### Required work
Show all lines of the listing that hold the word "with".

### Records for this task
· · ·

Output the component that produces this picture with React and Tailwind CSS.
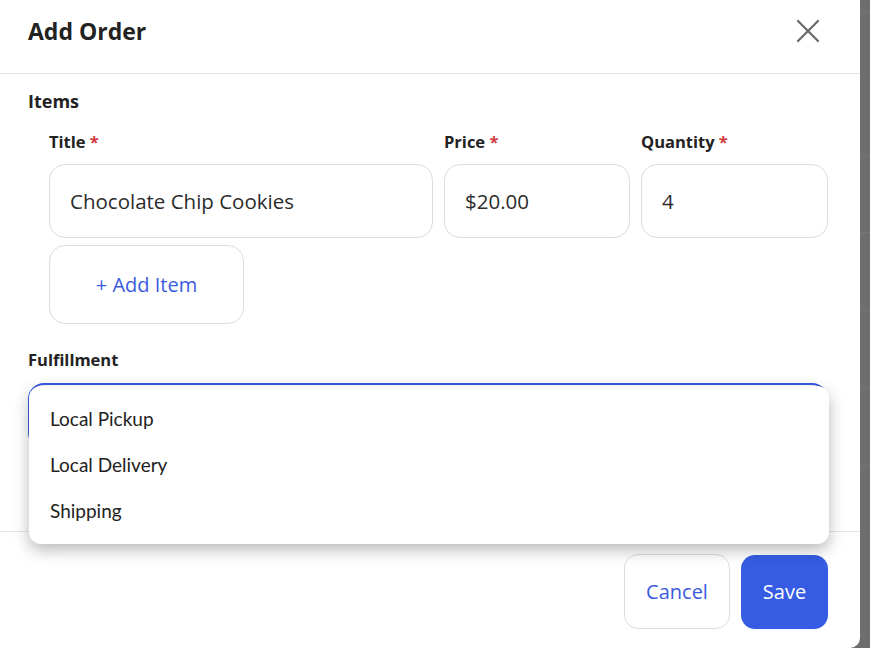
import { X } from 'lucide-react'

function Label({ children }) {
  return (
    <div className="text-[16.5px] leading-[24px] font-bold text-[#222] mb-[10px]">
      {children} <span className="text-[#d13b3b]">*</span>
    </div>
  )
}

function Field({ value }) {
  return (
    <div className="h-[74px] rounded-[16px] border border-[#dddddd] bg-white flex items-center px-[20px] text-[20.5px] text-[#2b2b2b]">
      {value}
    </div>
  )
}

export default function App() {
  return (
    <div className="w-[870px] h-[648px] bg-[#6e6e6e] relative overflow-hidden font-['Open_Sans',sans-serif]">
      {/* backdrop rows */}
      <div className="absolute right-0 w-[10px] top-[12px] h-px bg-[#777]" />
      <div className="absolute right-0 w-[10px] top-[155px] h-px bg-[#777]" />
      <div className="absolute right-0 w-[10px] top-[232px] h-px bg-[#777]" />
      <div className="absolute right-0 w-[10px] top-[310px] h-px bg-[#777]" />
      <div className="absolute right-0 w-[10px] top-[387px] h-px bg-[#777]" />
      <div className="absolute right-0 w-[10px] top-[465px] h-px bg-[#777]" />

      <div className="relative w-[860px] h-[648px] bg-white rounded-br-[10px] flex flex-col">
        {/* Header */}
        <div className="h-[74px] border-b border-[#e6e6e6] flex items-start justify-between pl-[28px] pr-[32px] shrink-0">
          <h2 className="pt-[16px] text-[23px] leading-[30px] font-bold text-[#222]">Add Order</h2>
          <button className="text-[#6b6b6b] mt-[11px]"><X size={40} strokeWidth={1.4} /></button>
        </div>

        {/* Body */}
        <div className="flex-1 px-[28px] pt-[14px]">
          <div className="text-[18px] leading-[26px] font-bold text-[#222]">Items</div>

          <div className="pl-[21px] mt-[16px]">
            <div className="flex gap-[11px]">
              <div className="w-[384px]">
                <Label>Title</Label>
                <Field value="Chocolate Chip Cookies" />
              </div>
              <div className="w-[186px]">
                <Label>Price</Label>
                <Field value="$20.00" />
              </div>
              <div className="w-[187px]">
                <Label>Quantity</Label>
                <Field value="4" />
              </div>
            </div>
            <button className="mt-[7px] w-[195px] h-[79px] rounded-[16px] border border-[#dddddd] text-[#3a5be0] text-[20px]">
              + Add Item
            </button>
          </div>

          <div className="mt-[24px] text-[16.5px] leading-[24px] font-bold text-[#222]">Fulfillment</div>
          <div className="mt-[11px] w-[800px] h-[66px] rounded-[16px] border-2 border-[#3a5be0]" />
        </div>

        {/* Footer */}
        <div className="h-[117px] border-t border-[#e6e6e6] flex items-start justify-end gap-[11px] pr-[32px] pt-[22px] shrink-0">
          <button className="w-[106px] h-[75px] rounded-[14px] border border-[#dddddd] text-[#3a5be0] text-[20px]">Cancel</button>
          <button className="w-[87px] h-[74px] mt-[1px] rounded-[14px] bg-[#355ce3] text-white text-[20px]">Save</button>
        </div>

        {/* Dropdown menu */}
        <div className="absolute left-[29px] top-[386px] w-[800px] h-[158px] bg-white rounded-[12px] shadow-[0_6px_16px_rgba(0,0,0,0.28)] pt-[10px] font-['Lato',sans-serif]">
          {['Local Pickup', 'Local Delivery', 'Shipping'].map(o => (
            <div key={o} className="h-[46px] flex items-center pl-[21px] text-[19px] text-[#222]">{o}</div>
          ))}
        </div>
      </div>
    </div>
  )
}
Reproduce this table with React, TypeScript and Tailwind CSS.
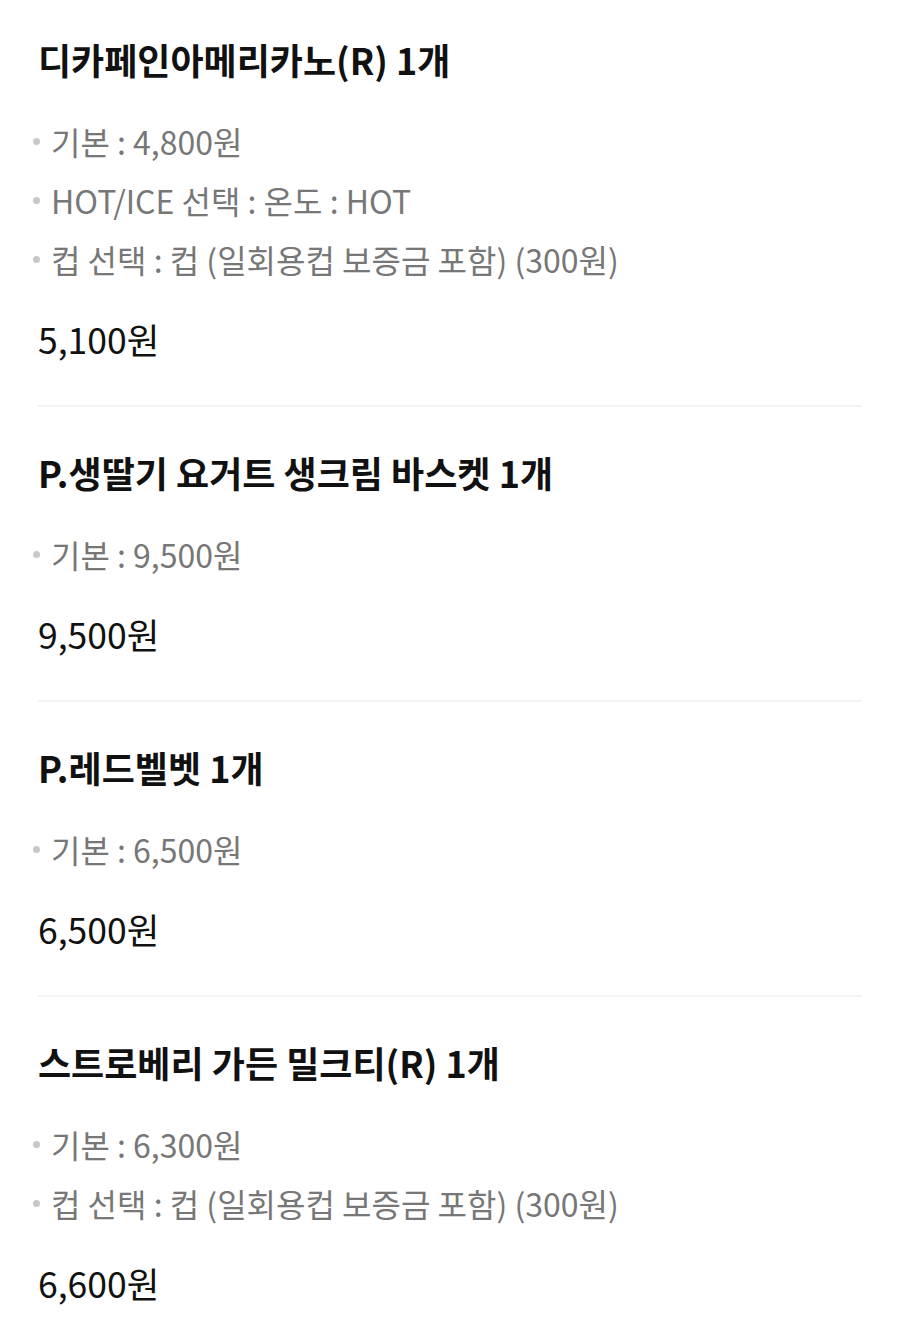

· · ·

### Output of the task
Output the component that produces this picture with React and Tailwind CSS.
Reproduce this table with React, TypeScript and Tailwind CSS.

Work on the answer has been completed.